The pitted, pickled olive—which had precisely the same advantages as the cherry—caught on just as quickly as the cherry did, although at first there was some confusion as to where to use it: for a couple of years around the turn of the century one finds the occasional dry drink with a cherry and sweet drink with an olive. But in general things sorted themselves out.
Emboldened by these successes, bartenders tried to expand on them. The two greatest successes were with the savory garnishes. The first, an incremental one, was from 1897, with the “Pim-Ola” or “pimola,” which was nothing more than one of those olives stuffed with a little strip of roasted Spanish pimiento pepper. The second one, the pickled pearl onion, took a while longer. This appears to have first surfaced in 1912 in Seattle, where United States District Judge Cornelius H. Hanford had such a firm habit of ordering his Dry Martinis so garnished that the combination was known locally as a “Judge Hanford Martini” (only later would it get amalgamated with the Gibson Cocktail, which originally had no garnish at all).
As popular as the cherry, the olive and, to a lesser extent, the onion were, there were still plenty of drinkers who preferred the old lemon twist with their cocktails. Beyond that, however, there was little that worked: no amount of monkeying around with things such as trumpet-of-death mushrooms and English pickled walnuts (huge, black things that nestled in the glass like a basketball in a Punch-bowl) could make the public accept them.
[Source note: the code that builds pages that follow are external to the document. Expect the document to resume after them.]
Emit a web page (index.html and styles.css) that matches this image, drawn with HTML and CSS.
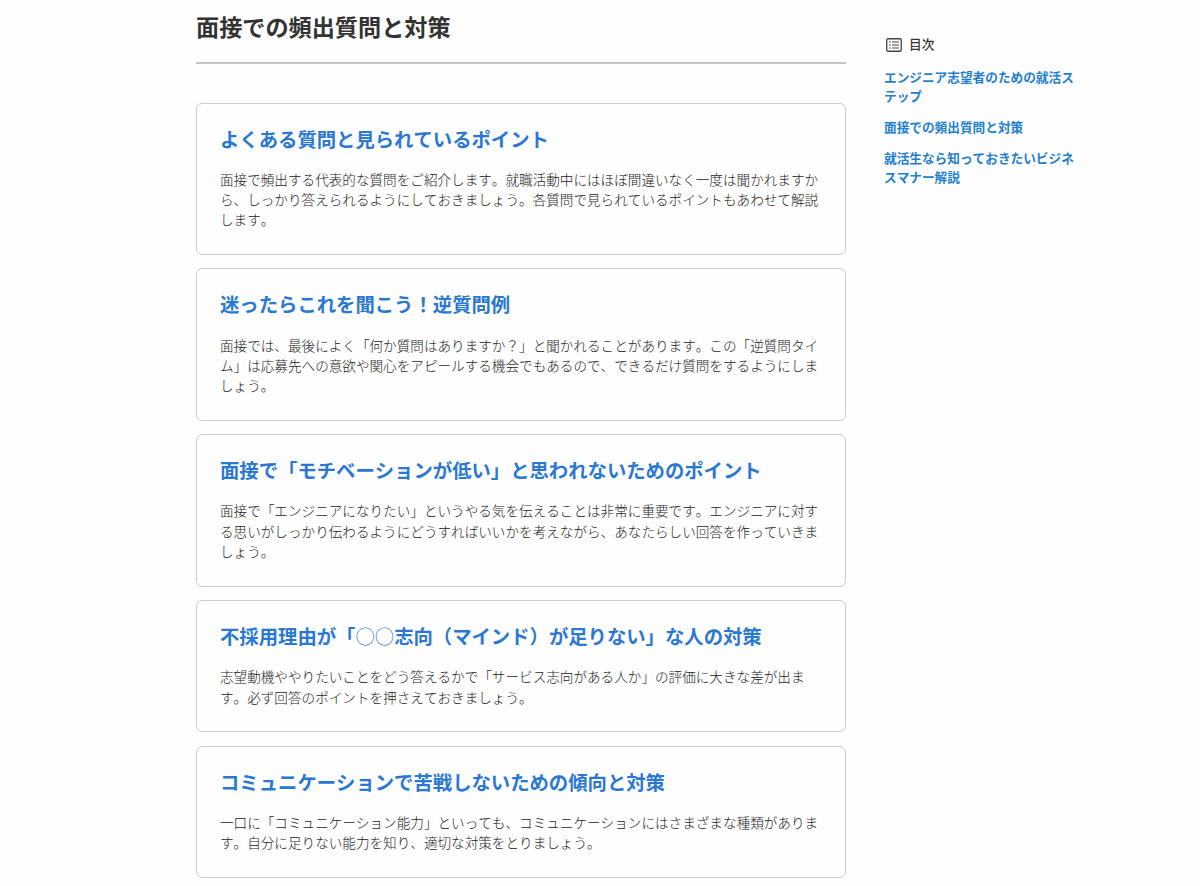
FILE: index.html
```html
<!DOCTYPE html>
<html lang="ja">
<head>
    <meta charset="UTF-8">
    <meta name="viewport" content="width=device-width, initial-scale=1.0">
    <title>面接での頻出質問と対策</title>
    <link rel="stylesheet" href="styles.css">
</head>
<body>
    <div class="container">
        <main class="main">
            <h1 class="page-title">面接での頻出質問と対策</h1>
            <div class="card-list">
                <article class="card">
                    <h2><a href="#">よくある質問と見られているポイント</a></h2>
                    <p>面接で頻出する代表的な質問をご紹介します。就職活動中にはほぼ間違いなく一度は聞かれますから、しっかり答えられるようにしておきましょう。各質問で見られているポイントもあわせて解説します。</p>
                </article>
                <article class="card">
                    <h2><a href="#">迷ったらこれを聞こう！逆質問例</a></h2>
                    <p>面接では、最後によく「何か質問はありますか？」と聞かれることがあります。この「逆質問タイム」は応募先への意欲や関心をアピールする機会でもあるので、できるだけ質問をするようにしましょう。</p>
                </article>
                <article class="card">
                    <h2><a href="#">面接で「モチベーションが低い」と思われないためのポイント</a></h2>
                    <p>面接で「エンジニアになりたい」というやる気を伝えることは非常に重要です。エンジニアに対する思いがしっかり伝わるようにどうすればいいかを考えながら、あなたらしい回答を作っていきましょう。</p>
                </article>
                <article class="card">
                    <h2><a href="#">不採用理由が「<span class="circle">○○</span>志向（マインド）が足りない」な人の対策</a></h2>
                    <p>志望動機ややりたいことをどう答えるかで「サービス志向がある人か」の評価に大きな差が出ます。必ず回答のポイントを押さえておきましょう。</p>
                </article>
                <article class="card">
                    <h2><a href="#">コミュニケーションで苦戦しないための傾向と対策</a></h2>
                    <p>一口に「コミュニケーション能力」といっても、コミュニケーションにはさまざまな種類があります。自分に足りない能力を知り、適切な対策をとりましょう。</p>
                </article>
            </div>
        </main>
        <aside class="toc">
            <div class="toc-title">
                <svg class="toc-icon" viewBox="0 0 16 14" fill="none" stroke="#444">
                    <rect x="0.75" y="0.75" width="14.5" height="12.5" rx="1.2" stroke-width="1.3"/>
                    <path d="M3 4h1.6M3 7h1.6M3 10h1.6M6 4h7M6 7h7M6 10h7" stroke-width="1.2"/>
                </svg>
                <span>目次</span>
            </div>
            <ul>
                <li><a href="#">エンジニア志望者のための就活ステップ</a></li>
                <li><a href="#">面接での頻出質問と対策</a></li>
                <li><a href="#">就活生なら知っておきたいビジネスマナー解説</a></li>
            </ul>
        </aside>
    </div>
</body>
</html>
```

FILE: styles.css
```css
* {
    box-sizing: border-box;
}
body {
    margin: 0;
    background: #fefefe;
    color: #333;
    font-family: "Noto Sans CJK JP", sans-serif;
    font-kerning: none;
    text-spacing-trim: space-all;
    overflow: hidden;
}
h1, h2, p, ul {
    margin: 0;
    padding: 0;
}
a {
    color: #2b78d4;
    text-decoration: none;
}
.container {
    display: flex;
    gap: 38px;
    padding-left: 196px;
}
.main {
    width: 650px;
}
.page-title {
    height: 64px;
    padding-top: 9px;
    border-bottom: 2px solid #c4c4c4;
    font-size: 23.15px;
    line-height: 34px;
}
.card-list {
    display: flex;
    flex-direction: column;
    gap: 13.6px;
    padding-top: 38.6px;
}
.card {
    padding: 21px 23px 24.3px;
    border: 1px solid #ccc;
    border-radius: 6px;
}
.card h2 {
    margin-bottom: 16.1px;
    font-size: 19.35px;
    line-height: 28px;
    white-space: nowrap;
}
.card .circle {
    font-weight: 300;
}
.card p {
    color: #222;
    font-size: 13.6px;
    font-weight: 300;
    line-height: 20.3px;
}
.toc {
    width: 194px;
    padding-top: 34px;
    font-size: 12.67px;
    font-weight: bold;
    line-height: 19px;
}
.toc-title {
    display: flex;
    align-items: center;
    gap: 7px;
    margin-bottom: 14px;
    padding-left: 2px;
    font-weight: 500;
}
.toc-icon {
    width: 16px;
    height: 14px;
    margin-top: 3px;
}
.toc ul {
    display: flex;
    flex-direction: column;
    gap: 12px;
    list-style: none;
}
.toc a {
    color: #1f7fd0;
}
```
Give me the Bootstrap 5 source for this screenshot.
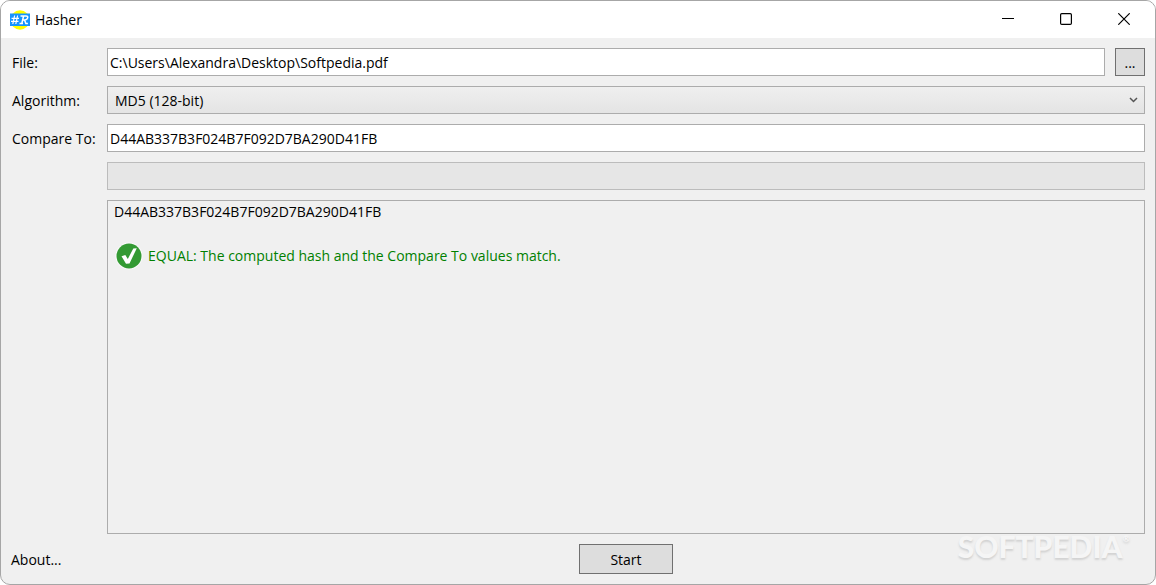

In fact, give or take a pineapple stick in an Old-Fashioned or two, American drinkers came out of Prohibition and into World War II with the same garnishes they had in 1910. Now, I would say that clearly somebody was doing something right, back then in the 1890s and 1900s. Others, however, might say that clearly there was a failure of imagination on the part of American bartenders and drinkers. They are the ones pinning dehydrated persimmon slices to the edges of their glasses with tiny clothespins.